[Exercise requirements]
Exactly repeat the material, dropping only the pictures.

[Data section]

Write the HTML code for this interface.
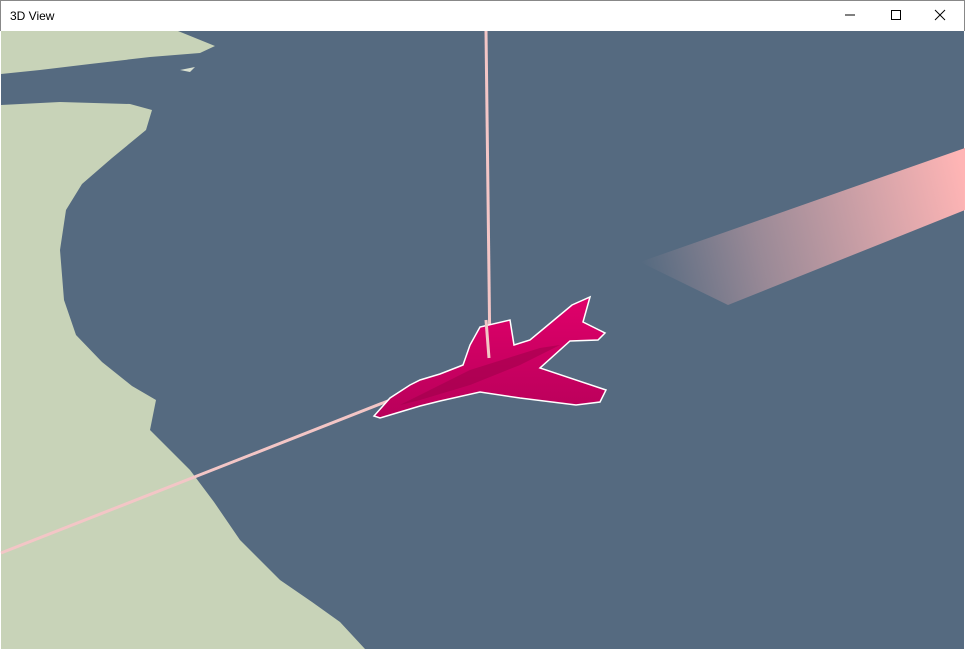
<!DOCTYPE html>
<html><head><style>
html,body{margin:0;padding:0;width:965px;height:649px;overflow:hidden;background:#fff;font-family:"Liberation Sans",sans-serif}
.tb{position:absolute;left:0;top:0;width:963px;height:30px;border:1px solid #888;border-bottom:none;background:#fff}
.t{position:absolute;left:9px;top:8px;font-size:12px;color:#000}
svg{position:absolute;left:0;top:0}
</style></head><body>
<div class="tb"><span class="t">3D View</span></div>
<svg width="965" height="649" viewBox="0 0 965 649">
<defs>
<linearGradient id="bm" x1="640" y1="260" x2="965" y2="180" gradientUnits="userSpaceOnUse">
<stop offset="0" stop-color="#ffb8b8" stop-opacity="0"/><stop offset="0.35" stop-color="#ffb8b8" stop-opacity="0.4"/><stop offset="1" stop-color="#ffb5b5"/>
</linearGradient>
<linearGradient id="pl" x1="0" y1="0" x2="0" y2="1"><stop offset="0" stop-color="#e0006a"/><stop offset="1" stop-color="#b8005a"/></linearGradient>
</defs>
<rect x="1" y="31" width="963" height="618" fill="#556a80"/>
<polygon fill="#c8d3b8" points="1,31 178,31 215,46 200,53 150,57 90,64 40,70 1,74"/>
<polygon fill="#d9e0d0" points="180,70 195,67 190,72"/>
<polygon fill="#c8d3b8" points="1,105 60,102 130,104 152,110 146,130 112,158 82,184 66,210 60,250 64,300 76,335 102,362 132,386 156,400 150,430 190,470 214,502 240,540 280,580 312,602 340,622 365,649 1,649"/>
<polygon fill="url(#bm)" points="640,262 965,148 965,210 728,305"/>
<line x1="486" y1="31" x2="490" y2="360" stroke="#f3c6c6" stroke-width="3"/>
<line x1="1" y1="553" x2="398" y2="397" stroke="#f3c6c6" stroke-width="3"/>
<path d="M374,416 L390,398 L410,385 L420,380 L440,374 L463,365 L470,345 L480,327 L510,320 L514,345 L530,340 L548,325 L572,305 L590,297 L583,322 L605,333 L598,340 L570,341 L540,368 L606,390 L600,402 L576,405 L520,398 L480,392 L440,401 L420,406 L380,418 Z" fill="url(#pl)" stroke="#fff" stroke-width="1.5"/>
<path d="M400,405 L470,370 L540,348 L560,345 L520,365 L470,385 L420,400 Z" fill="#9a0048" opacity="0.5"/>
<line x1="486" y1="320" x2="489" y2="358" stroke="#f3c6c6" stroke-width="3"/>
</svg>
<div style="position:absolute;right:0;top:0;width:140px;height:30px">
<svg width="140" height="30" style="position:absolute;left:0;top:0">
<line x1="20" y1="15" x2="30" y2="15" stroke="#000"/>
<rect x="66.5" y="10.5" width="9" height="9" fill="none" stroke="#000"/>
<line x1="110" y1="10" x2="120" y2="20" stroke="#000"/><line x1="120" y1="10" x2="110" y2="20" stroke="#000"/>
</svg></div>
</body></html>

[Written response]
Write the HTML code for this interface.
<!DOCTYPE html>
<html><head><style>
html,body{margin:0;padding:0;width:965px;height:649px;overflow:hidden;background:#fff;font-family:"Liberation Sans",sans-serif}
.tb{position:absolute;left:0;top:0;width:963px;height:30px;border:1px solid #888;border-bottom:none;background:#fff}
.t{position:absolute;left:9px;top:8px;font-size:12px;color:#000}
svg{position:absolute;left:0;top:0}
</style></head><body>
<div class="tb"><span class="t">3D View</span></div>
<svg width="965" height="649" viewBox="0 0 965 649">
<defs>
<linearGradient id="bm" x1="640" y1="260" x2="965" y2="180" gradientUnits="userSpaceOnUse">
<stop offset="0" stop-color="#ffb8b8" stop-opacity="0"/><stop offset="0.35" stop-color="#ffb8b8" stop-opacity="0.4"/><stop offset="1" stop-color="#ffb5b5"/>
</linearGradient>
<linearGradient id="pl" x1="0" y1="0" x2="0" y2="1"><stop offset="0" stop-color="#e0006a"/><stop offset="1" stop-color="#b8005a"/></linearGradient>
</defs>
<rect x="1" y="31" width="963" height="618" fill="#556a80"/>
<polygon fill="#c8d3b8" points="1,31 178,31 215,46 200,53 150,57 90,64 40,70 1,74"/>
<polygon fill="#d9e0d0" points="180,70 195,67 190,72"/>
<polygon fill="#c8d3b8" points="1,105 60,102 130,104 152,110 146,130 112,158 82,184 66,210 60,250 64,300 76,335 102,362 132,386 156,400 150,430 190,470 214,502 240,540 280,580 312,602 340,622 365,649 1,649"/>
<polygon fill="url(#bm)" points="640,262 965,148 965,210 728,305"/>
<line x1="486" y1="31" x2="490" y2="360" stroke="#f3c6c6" stroke-width="3"/>
<line x1="1" y1="553" x2="398" y2="397" stroke="#f3c6c6" stroke-width="3"/>
<path d="M374,416 L390,398 L410,385 L420,380 L440,374 L463,365 L470,345 L480,327 L510,320 L514,345 L530,340 L548,325 L572,305 L590,297 L583,322 L605,333 L598,340 L570,341 L540,368 L606,390 L600,402 L576,405 L520,398 L480,392 L440,401 L420,406 L380,418 Z" fill="url(#pl)" stroke="#fff" stroke-width="1.5"/>
<path d="M400,405 L470,370 L540,348 L560,345 L520,365 L470,385 L420,400 Z" fill="#9a0048" opacity="0.5"/>
<line x1="486" y1="320" x2="489" y2="358" stroke="#f3c6c6" stroke-width="3"/>
</svg>
<div style="position:absolute;right:0;top:0;width:140px;height:30px">
<svg width="140" height="30" style="position:absolute;left:0;top:0">
<line x1="20" y1="15" x2="30" y2="15" stroke="#000"/>
<rect x="66.5" y="10.5" width="9" height="9" fill="none" stroke="#000"/>
<line x1="110" y1="10" x2="120" y2="20" stroke="#000"/><line x1="120" y1="10" x2="110" y2="20" stroke="#000"/>
</svg></div>
</body></html>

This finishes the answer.